Langston Hughes

April Rain Song - Analysis

A command to surrender to weather

The poem’s central move is an invitation: stop resisting the rain and let it care for you. Hughes begins with three imperatives—Let the rain kiss you, Let the rain beat upon your head, Let the rain sing you a lullaby—as if the listener’s default posture is bracing, avoiding, hurrying. The speaker argues for the opposite kind of attention: to receive rain not as inconvenience but as touch and music. The tone is gentle but insistent, like someone coaxing a child (or a tired adult) into calm.

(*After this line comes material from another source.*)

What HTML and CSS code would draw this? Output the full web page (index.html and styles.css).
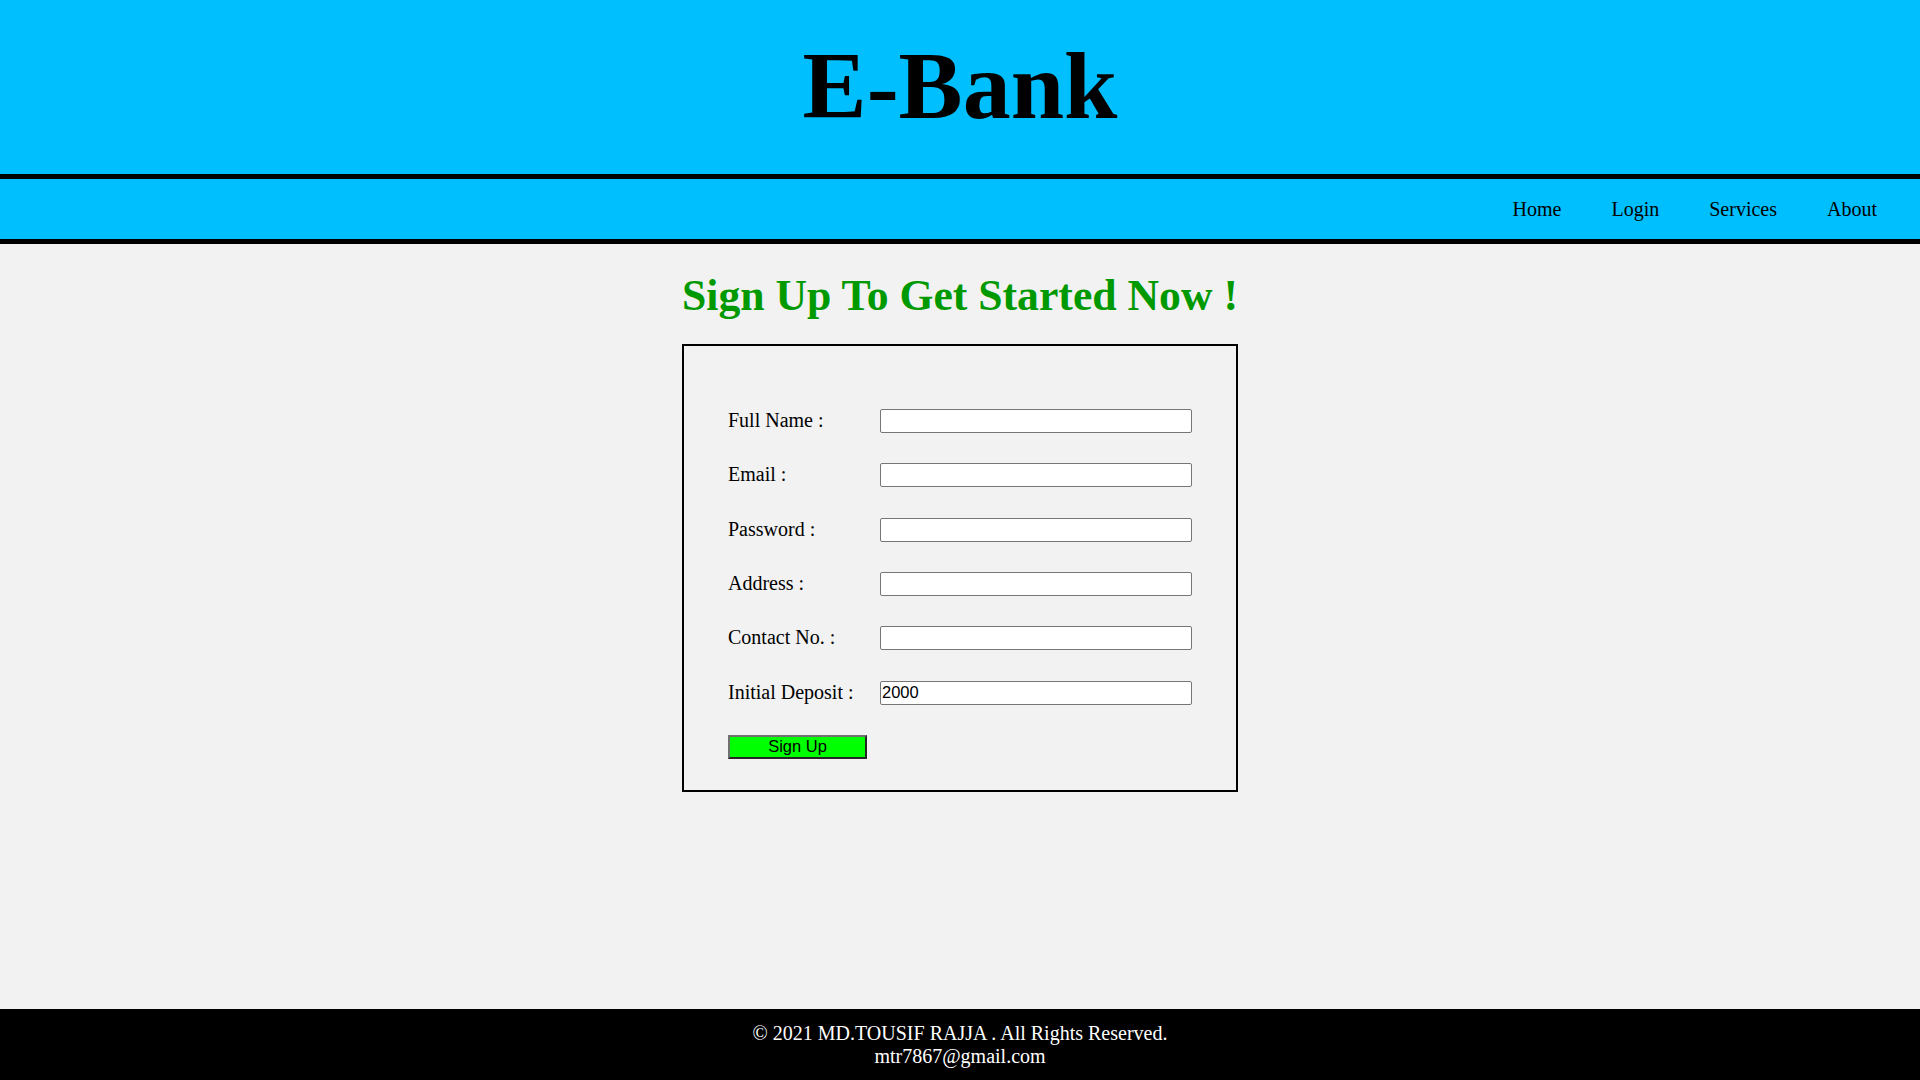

Kiss and beating: tenderness with force inside it

One of the poem’s most interesting tensions is that the same rain both kisses and beats. Even the “beating” is softened by the phrase silver liquid drops, which turns impact into something luminous, almost ornamental. The poem doesn’t pretend rain is purely mild; it admits rain can strike your head. But it asks you to reinterpret that force as part of a larger, soothing presence—an element that can be intense and still consoling.

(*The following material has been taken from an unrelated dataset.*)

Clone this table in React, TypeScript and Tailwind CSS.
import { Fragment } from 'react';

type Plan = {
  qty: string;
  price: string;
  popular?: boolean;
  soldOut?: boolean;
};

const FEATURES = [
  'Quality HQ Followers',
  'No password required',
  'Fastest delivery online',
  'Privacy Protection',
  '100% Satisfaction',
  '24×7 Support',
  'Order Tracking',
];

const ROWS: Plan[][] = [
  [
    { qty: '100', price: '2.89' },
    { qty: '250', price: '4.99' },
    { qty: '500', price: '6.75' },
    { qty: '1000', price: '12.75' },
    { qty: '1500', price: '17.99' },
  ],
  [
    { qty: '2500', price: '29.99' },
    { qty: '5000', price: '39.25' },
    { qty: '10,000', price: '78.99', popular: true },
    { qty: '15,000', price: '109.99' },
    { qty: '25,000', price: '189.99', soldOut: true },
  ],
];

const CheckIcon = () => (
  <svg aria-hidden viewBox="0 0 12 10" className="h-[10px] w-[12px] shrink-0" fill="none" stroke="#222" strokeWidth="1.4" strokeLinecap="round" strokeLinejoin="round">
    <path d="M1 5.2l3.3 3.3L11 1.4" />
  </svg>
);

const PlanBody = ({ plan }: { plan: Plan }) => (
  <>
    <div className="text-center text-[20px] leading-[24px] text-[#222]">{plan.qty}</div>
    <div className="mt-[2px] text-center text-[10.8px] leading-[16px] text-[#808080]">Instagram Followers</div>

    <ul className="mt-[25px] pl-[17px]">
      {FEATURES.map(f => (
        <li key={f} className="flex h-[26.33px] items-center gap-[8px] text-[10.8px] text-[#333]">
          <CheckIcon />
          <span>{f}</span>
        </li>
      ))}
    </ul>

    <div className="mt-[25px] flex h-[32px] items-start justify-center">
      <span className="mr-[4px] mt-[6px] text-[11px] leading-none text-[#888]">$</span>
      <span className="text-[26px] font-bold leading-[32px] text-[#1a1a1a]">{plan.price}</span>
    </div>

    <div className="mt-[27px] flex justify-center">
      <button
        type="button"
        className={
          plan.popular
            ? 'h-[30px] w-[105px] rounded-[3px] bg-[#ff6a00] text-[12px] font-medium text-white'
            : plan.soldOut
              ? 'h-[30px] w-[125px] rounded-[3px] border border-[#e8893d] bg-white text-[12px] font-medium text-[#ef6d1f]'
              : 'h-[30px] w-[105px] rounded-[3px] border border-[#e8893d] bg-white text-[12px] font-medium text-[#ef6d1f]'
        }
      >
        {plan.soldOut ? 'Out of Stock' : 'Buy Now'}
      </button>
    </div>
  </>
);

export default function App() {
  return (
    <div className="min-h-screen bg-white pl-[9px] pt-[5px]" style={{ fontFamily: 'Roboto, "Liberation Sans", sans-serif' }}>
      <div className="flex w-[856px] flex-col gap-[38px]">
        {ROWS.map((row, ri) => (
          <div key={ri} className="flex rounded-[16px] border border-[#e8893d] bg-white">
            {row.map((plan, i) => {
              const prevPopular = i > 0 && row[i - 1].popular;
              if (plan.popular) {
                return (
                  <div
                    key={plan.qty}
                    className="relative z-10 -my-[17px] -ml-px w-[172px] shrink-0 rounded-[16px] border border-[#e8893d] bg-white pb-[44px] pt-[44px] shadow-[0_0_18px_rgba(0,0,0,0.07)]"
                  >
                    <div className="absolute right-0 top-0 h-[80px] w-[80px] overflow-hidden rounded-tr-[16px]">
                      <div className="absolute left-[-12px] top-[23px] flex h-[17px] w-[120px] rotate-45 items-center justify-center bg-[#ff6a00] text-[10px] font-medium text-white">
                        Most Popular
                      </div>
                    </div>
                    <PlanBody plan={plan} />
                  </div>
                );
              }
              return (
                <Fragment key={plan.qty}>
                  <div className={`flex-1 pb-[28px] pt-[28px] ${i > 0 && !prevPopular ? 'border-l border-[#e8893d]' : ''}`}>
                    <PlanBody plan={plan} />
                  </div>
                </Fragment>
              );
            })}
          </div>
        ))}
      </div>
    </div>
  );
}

City puddles turned into a lullaby

The rain is not set in a pastoral field; it makes still pools on the sidewalk and running pools in the gutter. Those details matter because they place comfort in an ordinary, urban scene—sidewalk, gutter, roof—places usually associated with grime and rush. Yet the speaker notices subtle differences: “still” versus “running,” sidewalk versus gutter. The rain becomes an artist working with whatever the city gives it, turning even the gutter into motion and pattern, and turning the roof into an instrument when it plays a song at night.

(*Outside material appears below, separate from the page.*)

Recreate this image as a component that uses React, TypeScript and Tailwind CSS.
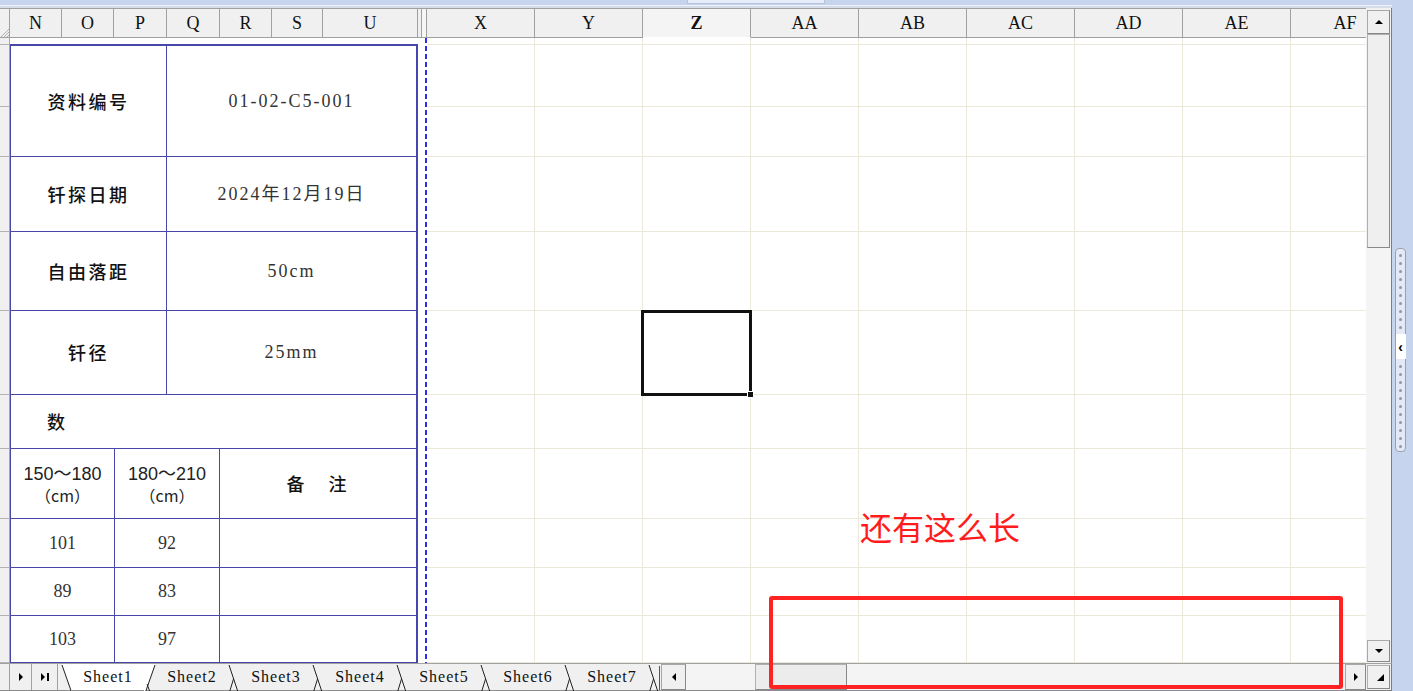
import React from "react";

const hdrL: [string, string][] = [
  ["N", "w-[52px]"],
  ["O", "w-[52px]"],
  ["P", "w-[53px]"],
  ["Q", "w-[53px]"],
  ["R", "w-[52px]"],
  ["S", "w-[51px]"],
  ["U", "w-[95px]"],
];
const hdrR = ["X", "Y", "Z", "AA", "AB", "AC", "AD", "AE"];
const rowCls = [
  "h-[7px]",
  "h-[62px]",
  "h-[50px]",
  "h-[75px]",
  "h-[79px]",
  "h-[84px]",
  "h-[54px]",
  "h-[70px]",
  "h-[49px]",
  "h-[48px]",
  "h-[47px]",
];

const cjk = "font-['Noto_Sans_CJK_SC',sans-serif]";
const serif = "font-['Liberation_Serif','Noto_Sans_CJK_SC',serif]";
const tb = "border-[#4747a9]";

function Tri({ dir, className = "" }: { dir: "up" | "down" | "left" | "right" | "corner"; className?: string }) {
  const pts: Record<string, string> = {
    up: "0,5 4,1 8,5",
    down: "0,1 8,1 4,5",
    left: "5,0 5,8 1,4",
    right: "1,0 1,8 5,4",
    corner: "7,0 7,7 0,7",
  };
  const wh: Record<string, [number, number]> = {
    up: [8, 6],
    down: [8, 6],
    left: [6, 8],
    right: [6, 8],
    corner: [7, 7],
  };
  const [w, h] = wh[dir];
  return (
    <svg width={w} height={h} viewBox={`0 0 ${w} ${h}`} className={className}>
      <polygon points={pts[dir]} fill="#000" />
    </svg>
  );
}

function Sep({ kind }: { kind: "first" | "afterActive" | "mid" | "last" }) {
  return (
    <svg width="12" height="28" viewBox="0 0 12 28" className="shrink-0">
      {kind === "first" && (
        <>
          <polygon points="2,0 12,0 12,28 11.5,28" fill="#fff" />
          <line x1="2" y1="1" x2="11.5" y2="28" stroke="#222" strokeWidth="1" />
        </>
      )}
      {kind === "afterActive" && (
        <>
          <polygon points="0,0 11,0 1.5,28 0,28" fill="#fff" />
          <line x1="1.5" y1="28" x2="11" y2="1" stroke="#222" strokeWidth="1" />
          <line x1="3" y1="20" x2="6" y2="28" stroke="#222" strokeWidth="1" />
        </>
      )}
      {kind === "mid" && (
        <>
          <line x1="1" y1="1" x2="10" y2="28" stroke="#222" strokeWidth="1" />
          <line x1="5.5" y1="15" x2="1.5" y2="28" stroke="#222" strokeWidth="1" />
        </>
      )}
      {kind === "last" && (
        <>
          <line x1="1" y1="1" x2="10" y2="28" stroke="#222" strokeWidth="1" />
          <line x1="5.5" y1="15" x2="1.5" y2="28" stroke="#222" strokeWidth="1" />
          <line x1="11.5" y1="2" x2="11.5" y2="26" stroke="#555" strokeWidth="1" />
        </>
      )}
    </svg>
  );
}

function Dots({ n }: { n: number }) {
  return (
    <div className="flex flex-col items-center gap-[5px]">
      {Array.from({ length: n }).map((_, i) => (
        <div key={i} className="w-[3px] h-[3px] rounded-full bg-[#8f97a8]" />
      ))}
    </div>
  );
}

function InfoRow({ h, label, value, labelCls = "" }: { h: string; label: string; value: string; labelCls?: string }) {
  return (
    <div className={`flex border-b ${tb} ${h}`}>
      <div className={`w-[156px] flex items-center justify-center border-r ${tb} ${cjk} text-[18px] font-medium text-[#111] ${labelCls}`}>
        {label}
      </div>
      <div className={`flex-1 flex items-center justify-center ${serif} text-[18px] tracking-[2px] text-[#333]`}>
        {value}
      </div>
    </div>
  );
}

function DataRow({ h, a, b }: { h: string; a: string; b: string }) {
  return (
    <div className={`flex border-b ${tb} ${h}`}>
      <div className={`w-[104px] flex items-center justify-center border-r ${tb} ${serif} text-[18px] text-[#333]`}>{a}</div>
      <div className={`w-[105px] flex items-center justify-center border-r ${tb} ${serif} text-[18px] text-[#333]`}>{b}</div>
      <div className="flex-1" />
    </div>
  );
}

function RangeCell({ w, a, b }: { w: string; a: string; b: string }) {
  return (
    <div className={`${w} flex flex-col items-center justify-center border-r ${tb} text-[#222]`}>
      <div className="text-[18px] leading-[21px] whitespace-nowrap">
        {a}
        <span className={cjk}>～</span>
        {b}
      </div>
      <div className={`${cjk} text-[16px] leading-[20px] whitespace-nowrap`}>（cm）</div>
    </div>
  );
}

export default function App() {
  const tabs = ["Sheet1", "Sheet2", "Sheet3", "Sheet4", "Sheet5", "Sheet6", "Sheet7"];
  return (
    <div className="relative w-[1413px] h-[691px] overflow-hidden flex bg-[#c7d4ee] font-['Liberation_Sans',sans-serif]">
      {/* left main */}
      <div className="w-[1392px] flex flex-col">
        {/* top strip */}
        <div className="h-[8px] flex flex-col">
          <div className="h-[5px] relative">
            <div className="absolute left-[687px] top-0 w-[138px] h-[4px] bg-[#e6ecf8] border-b border-x border-[#b7c3dc]" />
          </div>
          <div className="h-[1px] bg-[#eef2fa]" />
          <div className="h-[2px] bg-[#d4dcec]" />
        </div>

        {/* sheet area */}
        <div className="flex h-[655px]">
          <div className="w-[1366px] flex flex-col">
            {/* column header */}
            <div className={`h-[30px] flex bg-[#f0f0f0] border-t border-b border-[#a0a0a0] ${serif} text-[18px] text-[#111]`}>
              <div className="w-[10px] border-r border-[#a0a0a0] flex items-end justify-end">
                <svg width="9" height="10" viewBox="0 0 9 10">
                  <line x1="9" y1="2" x2="1" y2="10" stroke="#b0b0b0" />
                  <line x1="9" y1="5" x2="4" y2="10" stroke="#b0b0b0" />
                  <line x1="9" y1="8" x2="7" y2="10" stroke="#b0b0b0" />
                </svg>
              </div>
              {hdrL.map(([t, w]) => (
                <div key={t} className={`${w} flex items-center justify-center border-r border-[#a0a0a0]`}>
                  {t}
                </div>
              ))}
              <div className="w-[9px] flex">
                <div className="w-[3px]" />
                <div className="w-[1px] bg-[#a0a0a0]" />
                <div className="w-[4px] bg-[#f6f6f6]" />
                <div className="w-[1px] bg-[#a0a0a0]" />
              </div>
              {hdrR.map((t) =>
                t === "Z" ? (
                  <div key={t} className="w-[108px] flex items-center justify-center border-r border-[#a0a0a0] font-bold bg-[#f4f4f4] -mb-[1px] border-b border-b-white">
                    {t}
                  </div>
                ) : (
                  <div key={t} className="w-[108px] flex items-center justify-center border-r border-[#a0a0a0]">
                    {t}
                  </div>
                )
              )}
              <div className="w-[75px] overflow-hidden">
                <div className="w-[108px] h-full flex items-center justify-center">AF</div>
              </div>
            </div>

            {/* body */}
            <div className="flex h-[625px] bg-white">
              {/* row gutter */}
              <div className="w-[10px] flex flex-col bg-[#f0f0f0] border-r border-[#a8a8a8]">
                {rowCls.map((h, i) => (
                  <div key={i} className={`${h} border-b border-[#b4b4b4]`} />
                ))}
              </div>

              {/* left frozen table */}
              <div className="w-[408px] flex flex-col bg-white">
                <div className="h-[6px]" />
                <div className={`flex-1 flex flex-col border-t-2 border-r-2 border-l ${tb}`}>
                  <InfoRow h="h-[111px]" label="资料编号" value="01-02-C5-001" labelCls="tracking-[2.5px]" />
                  <InfoRow h="h-[75px]" label="钎探日期" value="2024年12月19日" labelCls="tracking-[2.5px]" />
                  <InfoRow h="h-[79px]" label="自由落距" value="50cm" labelCls="tracking-[2.5px]" />
                  <InfoRow h="h-[84px]" label="钎径" value="25mm" labelCls="tracking-[2.5px]" />
                  <div className={`h-[54px] flex items-center border-b ${tb} pl-[36px] ${cjk} text-[18px] font-medium text-[#111]`}>
                    数
                  </div>
                  <div className={`h-[70px] flex border-b ${tb}`}>
                    <RangeCell w="w-[104px]" a="150" b="180" />
                    <RangeCell w="w-[105px]" a="180" b="210" />
                    <div className={`flex-1 flex items-center justify-center ${cjk} text-[18px] font-medium text-[#111] tracking-[3px]`}>
                      备　注
                    </div>
                  </div>
                  <DataRow h="h-[49px]" a="101" b="92" />
                  <DataRow h="h-[48px]" a="89" b="83" />
                  <DataRow h="h-[47px]" a="103" b="97" />
                </div>
              </div>

              {/* freeze divider with page break */}
              <div className="w-[9px] flex justify-end">
                <div className="w-[2px] h-full bg-[repeating-linear-gradient(to_bottom,#2d2df0_0px,#2d2df0_5px,transparent_5px,transparent_8px)]" />
              </div>

              {/* right grid */}
              <div className="w-[939px] flex flex-col">
                {rowCls.map((h, i) => (
                  <div key={i} className={`${h} flex border-b border-[#ece9d9]`}>
                    {hdrR.map((c) => (
                      <div key={c} className="w-[108px] h-full border-r border-[#ece9d9]" />
                    ))}
                    <div className="w-[75px] h-full" />
                  </div>
                ))}
              </div>
            </div>
          </div>

          {/* vertical scrollbar */}
          <div className="w-[26px] flex flex-col border-r border-[#7d7d7d] bg-[#f1f1f1]">
            <div className="h-[2px]" />
            <div className="h-[24px] mx-[1px] flex items-center justify-center bg-[#f0f0f0] border border-[#a8a8a8] border-r-[#888] border-b-[#888]">
              <Tri dir="up" />
            </div>
            <div className="h-[214px] mx-[1px] bg-[#efefef] border border-[#b0b0b0] border-r-[#888] border-b-[#888]" />
            <div className="flex-1 bg-[#f4f4f4]" />
            <div className="h-[22px] mx-[1px] flex items-center justify-center bg-[#f0f0f0] border border-[#a8a8a8] border-r-[#888] border-b-[#888]">
              <Tri dir="down" />
            </div>
            <div className="h-[1px]" />
          </div>
        </div>

        {/* tab bar */}
        <div className="h-[28px] flex bg-[#f0f0f0] border-t border-[#a0a0a0]">
          <div className="w-[1366px] flex border-b border-[#8c8c8c]">
            <div className="w-[10px] border-r border-[#a0a0a0]" />
            <div className="w-[22px] flex items-center justify-center border-r border-[#a0a0a0]">
              <Tri dir="right" />
            </div>
            <div className="w-[26px] flex items-center justify-center gap-[1px] border-r border-[#a0a0a0]">
              <Tri dir="right" />
              <div className="w-[1.5px] h-[8px] bg-black" />
            </div>
            <div className="w-[2px]" />
            <div className={`flex ${serif} text-[16px] tracking-[1px] text-[#111]`}>
              <Sep kind="first" />
              {tabs.map((t, i) => (
                <React.Fragment key={t}>
                  <div className={`w-[72px] flex items-center justify-center ${i === 0 ? "bg-white" : ""}`}>{t}</div>
                  <Sep kind={i === 0 ? "afterActive" : i === tabs.length - 1 ? "last" : "mid"} />
                </React.Fragment>
              ))}
            </div>
            <div className="w-[1px]" />
            <div className="w-[25px] flex items-center justify-center border border-[#a8a8a8] border-r-[#888] border-b-[#888] bg-[#f0f0f0]">
              <Tri dir="left" />
            </div>
            <div className="flex-1 flex bg-[#f4f4f4]">
              <div className="w-[69px]" />
              <div className="w-[92px] bg-[#ececec] border border-[#b0b0b0] border-r-[#888] border-b-[#888]" />
            </div>
            <div className="w-[21px] flex items-center justify-center border border-[#a8a8a8] border-r-[#888] border-b-[#888] bg-[#f0f0f0]">
              <Tri dir="right" />
            </div>
          </div>
          <div className="w-[26px] flex items-center justify-center border-r border-b border-[#7d7d7d] bg-[#f0f0f0]">
            <div className="w-[23px] h-[24px] flex items-end justify-end pr-[5px] pb-[7px] border border-[#b0b0b0] border-r-[#888] border-b-[#888]">
              <Tri dir="corner" />
            </div>
          </div>
        </div>
      </div>

      {/* right side panel */}
      <div className="w-[21px] flex flex-col pt-[248px] pl-[3px]">
        <div className="w-[11px] h-[204px] flex flex-col items-center rounded-[4px] border border-[#9aa0ad] bg-[#e3e9f5] pt-[5px]">
          <Dots n={10} />
          <div className="mt-[5px] w-[10px] h-[25px] bg-white flex items-center justify-center text-[14px] font-bold leading-none text-black">
            ‹
          </div>
          <div className="mt-[6px]">
            <Dots n={11} />
          </div>
        </div>
      </div>

      {/* overlays: selected cell */}
      <div className="absolute left-[641px] top-[310px] w-[111px] h-[86px] border-[3px] border-[#111]" />
      <div className="absolute left-[747px] top-[391px] w-[7px] h-[7px] bg-[#111] border border-white" />

      {/* annotation */}
      <div className={`absolute left-[860px] top-[510px] ${cjk} text-[32px] leading-none text-[#ff1c1c]`}>还有这么长</div>
      <div className="absolute left-[769px] top-[596px] w-[574px] h-[93px] border-[4px] border-[#ff2222] rounded-[3px]" />
    </div>
  );
}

The quiet turn into personal confession

After urging, describing, and personifying, the poem ends with a simple declaration: And I love the rain. That closing feels like the reason behind all the previous coaxing; the speaker isn’t offering a detached observation but revealing a devotion. The shift is from instruction (Let) to intimacy (I love): the poem becomes less about what rain does in general and more about the speaker’s chosen way of living—meeting the world’s small, cold impacts with openness, and hearing in them a sleep song instead of a threat.